» **WHAT YOU SHOULD DO**
Give the number of lines in the data that contain "styles", and nothing more.

» **DATA PROVIDED**
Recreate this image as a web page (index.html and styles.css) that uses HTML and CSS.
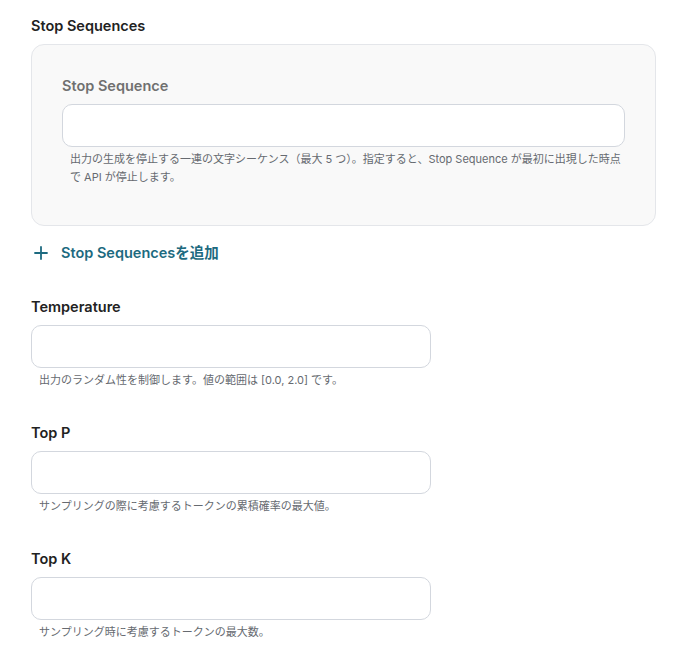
FILE: index.html
```html
<!DOCTYPE html>
<html lang="ja">
<head>
<meta charset="utf-8">
<title>Model Settings</title>
<link rel="stylesheet" href="styles.css">
</head>
<body>
<main class="form">
  <section class="field">
    <h3 class="field-label">Stop Sequences</h3>
    <div class="panel">
      <label class="sub-label">Stop Sequence</label>
      <input class="text-input" type="text">
      <p class="help">出力の生成を停止する一連の文字シーケンス（最大 5 つ）。指定すると、Stop Sequence が最初に出現した時点で API が停止します。</p>
    </div>
    <button class="add-btn" type="button">
      <svg class="plus" width="14" height="14" viewBox="0 0 14 14" aria-hidden="true">
        <path d="M7 1v12M1 7h12" stroke="currentColor" stroke-width="1.8" stroke-linecap="round"/>
      </svg>
      <span>Stop Sequencesを追加</span>
    </button>
  </section>

  <section class="field">
    <h3 class="field-label">Temperature</h3>
    <input class="text-input narrow" type="text">
    <p class="help">出力のランダム性を制御します。値の範囲は [0.0, 2.0] です。</p>
  </section>

  <section class="field">
    <h3 class="field-label">Top P</h3>
    <input class="text-input narrow" type="text">
    <p class="help">サンプリングの際に考慮するトークンの累積確率の最大値。</p>
  </section>

  <section class="field">
    <h3 class="field-label">Top K</h3>
    <input class="text-input narrow" type="text">
    <p class="help">サンプリング時に考慮するトークンの最大数。</p>
  </section>
</main>
</body>
</html>
```

FILE: styles.css
```css
* {
  box-sizing: border-box;
}

body {
  margin: 0;
  background: #ffffff;
  font-family: Inter, "Noto Sans CJK JP", sans-serif;
  color: #222222;
}

.form {
  display: flex;
  flex-direction: column;
  gap: 34px;
  padding: 16px 31px 0 31px;
  width: 687px;
}

.field {
  display: flex;
  flex-direction: column;
}

.field-label {
  margin: 0 0 8px 0;
  font-size: 14.5px;
  line-height: 20px;
  font-weight: 600;
  color: #222222;
}

.panel {
  display: flex;
  flex-direction: column;
  background: #f9f9f9;
  border: 1px solid #e4e6ea;
  border-radius: 13px;
  padding: 31px 30px 39px 30px;
}

.sub-label {
  display: block;
  margin-bottom: 8px;
  font-size: 14.5px;
  line-height: 20px;
  font-weight: 600;
  color: #707070;
}

.text-input {
  display: block;
  width: 100%;
  height: 43px;
  border: 1px solid #d3d7de;
  border-radius: 10px;
  background: #ffffff;
  font: inherit;
  padding: 0 12px;
  outline: none;
}

.text-input.narrow {
  width: 400px;
}

.help {
  margin: 3px 0 0 0;
  padding: 0 0 0 8px;
  font-size: 11px;
  line-height: 18px;
  color: #666a70;
}

.add-btn {
  margin-top: 17px;
  align-self: flex-start;
  display: flex;
  align-items: center;
  gap: 13px;
  padding: 0 0 0 3px;
  border: none;
  background: none;
  font-family: inherit;
  font-size: 14.5px;
  line-height: 20px;
  font-weight: 600;
  color: #1d6a80;
  cursor: pointer;
}

.plus {
  display: block;
}
```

» **RESULT OF THIS EXERCISE**
3